To help extend the lifetime of the AS200 against a range of environmental influences that the tyre will be required to endure, an anti-aging mechanism has been added to the lower reservoir tread. From there, it continuously permeates to the outer tread providing protection against premature wear of the running surface.
“Innovations such as the anti-aging mechanism allow Falken to produce tyres that meet and exceed motorists’ expectations for performance and endurance; yet can be sold at affordable prices. This can help to ensure that consumers are offered safe and reliable tyres regardless of the season,” concludes Smith.
Bridgestone affirms pro-all-season position
Bridgestone’s North Region communications manager Andy Dingley said that the most suitable tyre for winter months depended on the climate itself, but admitted that all-weather tyres might represent the most compelling proposition for motorists in the UK. Of course in his view the brand’s Weather Control tyres are ideal for motorists when conditions are typically British.
“The Bridgestone A001 Weather Control has been developed for specific European regions with moderate climates and wet, light winters such as the UK, Ireland and Belgium. The new Bridgestone A001 Weather Control is designed to give drivers in these regions a confident, safe driving experience all year round without compromise.”

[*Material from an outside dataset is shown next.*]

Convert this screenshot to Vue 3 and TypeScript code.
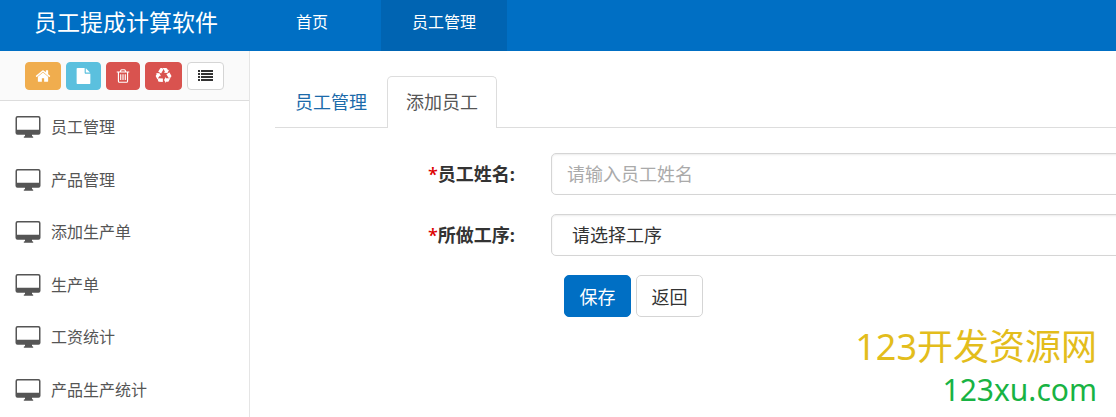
<script setup lang="ts">
import { ref } from 'vue'

interface Shortcut {
  label: string
  tone: string
  width: number
  viewBox: string
  path: string
}

const shortcuts: Shortcut[] = [
  {
    label: '首页',
    tone: 'warning',
    width: 16,
    viewBox: '0 0 1792 1792',
    path: 'M1472 992v480q0 26-19 45t-45 19h-384v-384h-256v384h-384q-26 0-45-19t-19-45v-480q0-1 .5-3t.5-3l575-474 575 474q1 2 1 6zm223-69l-62 74q-8 9-21 11h-3q-13 0-21-7l-692-577-692 577q-12 8-24 7-13-2-21-11l-62-74q-8-10-7-23.5t11-21.5l719-599q32-26 76-26t76 26l244 204v-195q0-14 9-23t23-9h192q14 0 23 9t9 23v408l219 182q10 8 11 21.5t-7 23.5z',
  },
  {
    label: '文件',
    tone: 'info',
    width: 15,
    viewBox: '56 0 1680 1792',
    path: 'M1152 512v-472q22 14 36 28l408 408q14 14 28 36h-472zm-128 32q0 40 28 68t68 28h544v1056q0 40-28 68t-68 28h-1344q-40 0-68-28t-28-68v-1600q0-40 28-68t68-28h800v544z',
  },
  {
    label: '删除',
    tone: 'danger',
    width: 14,
    viewBox: '112 0 1568 1792',
    path: 'M704 736v576q0 14-9 23t-23 9h-64q-14 0-23-9t-9-23v-576q0-14 9-23t23-9h64q14 0 23 9t9 23zm256 0v576q0 14-9 23t-23 9h-64q-14 0-23-9t-9-23v-576q0-14 9-23t23-9h64q14 0 23 9t9 23zm256 0v576q0 14-9 23t-23 9h-64q-14 0-23-9t-9-23v-576q0-14 9-23t23-9h64q14 0 23 9t9 23zm128 724v-948h-896v948q0 22 7 40.5t14.5 27 10.5 8.5h832q3 0 10.5-8.5t14.5-27 7-40.5zm-672-1076h448l-48-117q-7-9-17-11h-317q-10 2-17 11zm928 32v64q0 14-9 23t-23 9h-96v948q0 83-47 143.5t-113 60.5h-832q-66 0-113-58.5t-47-141.5v-952h-96q-14 0-23-9t-9-23v-64q0-14 9-23t23-9h309l70-167q15-37 54-63t79-26h320q40 0 79 26t54 63l70 167h309q14 0 23 9t9 23z',
  },
  {
    label: '回收',
    tone: 'danger',
    width: 17,
    viewBox: '0 0 1792 1792',
    path: 'M836 1169l-15 368-2 22-420-29q-36-3-67-31.5t-47-65.5q-11-27-14.5-55t4-65 12-55 21.5-64 19-53q78 12 509 28zm-387-586l180 379-147-92q-63 72-111.5 144.5t-72.5 125-39.5 94.5-18.5 63l-4 21-190-357q-17-26-18-56t6-47l8-18q35-63 114-188l-140-86zm1231 517l-188 359q-12 29-36.5 46.5t-43.5 20.5l-18 4q-71 7-219 12l8 164-230-367 211-362 7 173q170 16 283 5t170-33zm-785-924q-47 63-265 435l-317-187-19-12 225-356q20-31 60-45t80-10q24 2 48.5 12t42 21 41.5 33 36 34.5 36 39.5 32 35zm655 307l212 363q18 37 12.5 76t-27.5 74q-13 20-33 37t-38 28-48.5 22-47 16-51.5 14-46 12q-34-72-265-436l313-195zm-143-226l142-83-220 373-419-20 151-86q-34-89-75-166t-75.5-123.5-64.5-80-47-46.5l-17-13 405 1q31-3 58 10.5t39 28.5l11 15q39 61 112 190z',
  },
  {
    label: '列表',
    tone: 'plain',
    width: 17,
    viewBox: '0 0 17 16',
    path: 'M1 2h2v2H1zM4 2h12v2H4zM1 5h2v2H1zM4 5h12v2H4zM1 8h2v2H1zM4 8h12v2H4zM1 11h2v2H1zM4 11h12v2H4z',
  },
]

const menu: string[] = ['员工管理', '产品管理', '添加生产单', '生产单', '工资统计', '产品生产统计']
const employeeName = ref('')
const process = ref('')
</script>

<template>
  <div class="page">
    <header class="topbar">
      <h1 class="brand">员工提成计算软件</h1>
      <nav class="topnav">
        <a href="#">首页</a>
        <a href="#" class="active">员工管理</a>
      </nav>
    </header>
    <div class="body">
      <aside class="sidebar">
        <div class="shortcuts">
          <button v-for="s in shortcuts" :key="s.label" type="button" class="shortcut" :class="s.tone" :aria-label="s.label">
            <svg :width="s.width" height="16" :viewBox="s.viewBox" aria-hidden="true"><path :d="s.path" /></svg>
          </button>
        </div>
        <nav class="menu">
          <a v-for="item in menu" :key="item" href="#">
            <svg viewBox="0 0 26 22" aria-hidden="true">
              <path fill-rule="evenodd" d="M2.500 0h21a2 2 0 0 1 2 2v14.700a2 2 0 0 1-2 2h-6.500v1.600h.5a.7.7 0 0 1 .7.7v.7H8.800v-.7a.7.7 0 0 1 .7-.7h.5v-1.600H2.500a2 2 0 0 1-2-2V2a2 2 0 0 1 2-2zM2.800 1.500a.8.8 0 0 0-.8.8v11.500h22V2.300a.8.8 0 0 0-.8-.8z" />
            </svg>
            <span>{{ item }}</span>
          </a>
        </nav>
      </aside>
      <main class="content">
        <nav class="tabs">
          <a href="#">员工管理</a>
          <a href="#" class="current">添加员工</a>
        </nav>
        <form class="form" @submit.prevent>
          <label for="employee-name"><span class="required">*</span>员工姓名:</label>
          <input id="employee-name" v-model="employeeName" type="text" placeholder="请输入员工姓名">
          <label for="process"><span class="required">*</span>所做工序:</label>
          <select id="process" v-model="process">
            <option value="">请选择工序</option>
          </select>
          <div class="actions">
            <button type="submit" class="save">保存</button>
            <button type="button" class="back">返回</button>
          </div>
        </form>
      </main>
    </div>
    <div class="watermark">
      <p class="site">123开发资源网</p>
      <p class="domain">123xu.com</p>
    </div>
  </div>
</template>

<style>
body {
  margin: 0;
}
</style>

<style scoped>
.page {
  position: relative;
  display: flex;
  flex-direction: column;
  min-height: 100vh;
  overflow: hidden;
  background: #fff;
  color: #333;
  font-family: "Open Sans", "Noto Sans CJK SC", sans-serif;
  font-size: 16px;
}
.page * {
  box-sizing: border-box;
}
a {
  text-decoration: none;
}
button,
input,
select {
  font: inherit;
}
.topbar {
  display: flex;
  height: 51px;
  background: #006fc4;
  color: #fff;
}
.brand {
  width: 250px;
  margin: 0;
  padding-left: 34px;
  font-size: 23px;
  font-weight: 400;
  line-height: 44px;
  white-space: nowrap;
}
.topnav {
  display: flex;
}
.topnav a {
  padding: 0 31px;
  color: #fff;
  line-height: 44px;
}
.topnav a:first-child {
  padding: 0 53px 0 46px;
}
.topnav .active {
  background: #0064b2;
}
.body {
  display: flex;
  flex: 1;
}
.sidebar {
  flex: 0 0 250px;
  border-right: 1px solid #e5e5e5;
}
.shortcuts {
  display: flex;
  gap: 5px;
  height: 50px;
  padding: 11px 0 0 25px;
  border-bottom: 1px solid #ddd;
  background: #fafafa;
}
.shortcut {
  display: grid;
  place-items: center;
  height: 28px;
  padding: 0 9px;
  border: 1px solid transparent;
  border-radius: 4px;
  color: #fff;
}
.shortcut svg {
  fill: currentColor;
}
.warning {
  border-color: #f0ad4e;
  background: #f0ad4e;
}
.info {
  border-color: #5bc0de;
  background: #5bc0de;
}
.danger {
  border-color: #d9534f;
  background: #d9534f;
}
.plain {
  border-color: #d5d5d5;
  background: #fff;
  color: #333;
}
.menu {
  display: grid;
  grid-auto-rows: 1fr;
  height: 315px;
}
.menu a {
  display: flex;
  align-items: center;
  gap: 10px;
  padding-left: 15px;
  color: #555;
  line-height: 24px;
}
.menu svg {
  width: 26px;
  height: 22px;
  fill: #555;
}
.content {
  flex: 1;
  min-width: 0;
  padding: 25px 0 0 25px;
}
.tabs {
  display: flex;
  border-bottom: 1px solid #ddd;
  font-size: 18px;
  line-height: 50px;
}
.tabs a {
  margin-bottom: -1px;
  padding: 0 19px;
  border: 1px solid transparent;
  border-bottom: 0;
  color: #1b6aaa;
}
.tabs .current {
  padding: 0 18px 1px;
  border-color: #ddd;
  border-radius: 5px 5px 0 0;
  background: #fff;
  color: #555;
}
.form {
  display: grid;
  grid-template-columns: 240px 1fr;
  column-gap: 36px;
  row-gap: 19px;
  margin-right: -8px;
  padding-top: 25px;
  font-size: 18px;
}
.form label {
  font-weight: 700;
  line-height: 42px;
  text-align: right;
}
.required {
  color: #d00;
  font-weight: 600;
}
.form input,
.form select {
  width: 100%;
  height: 42px;
  padding: 0 15px;
  border: 1px solid #d5d5d5;
  border-radius: 5px;
  outline: 0;
  background: #fff;
  color: #333;
  box-shadow: inset 0 1px 2px rgba(0, 0, 0, 0.08);
}
.form select {
  padding-left: 20px;
  appearance: none;
}
.form input::placeholder {
  color: #aaa;
}
.actions {
  display: flex;
  grid-column: 2;
  gap: 5px;
  padding-left: 13px;
}
.actions button {
  width: 67px;
  height: 42px;
  padding: 0;
  border: 1px solid #d5d5d5;
  border-radius: 5px;
  background: #fff;
  color: #333;
}
.actions .save {
  border-color: #006fc4;
  background: #006fc4;
  color: #fff;
}
.watermark {
  position: absolute;
  right: 19px;
  bottom: 7px;
  font-family: "Noto Sans", "Noto Sans CJK SC", sans-serif;
  text-align: right;
}
.watermark p {
  margin: 0;
}
.site {
  color: #e3bd1c;
  font-size: 36px;
  line-height: 44px;
}
.domain {
  color: #18b343;
  font-size: 30px;
  line-height: 41px;
}
</style>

The company also sought to “balance” the advice offered by several other tyre makers: “Many motorists are being given inaccurate advice about winter tyres in this country. We feel that a balance must be struck where families can drive safely in all road conditions in the UK without breaking the bank, and Weather Control tyres could be that balance for many motorists.”
So with the numerical evidence appearing to suggest that there is more demand for all-season demand than we might have previously thought and with some of the leading and growing tyre manufacturing ranging from supportive to outright promoting all-season tyres, it seems clear that this part of the car tyre segment is now well and truly part of the UK tyre markets.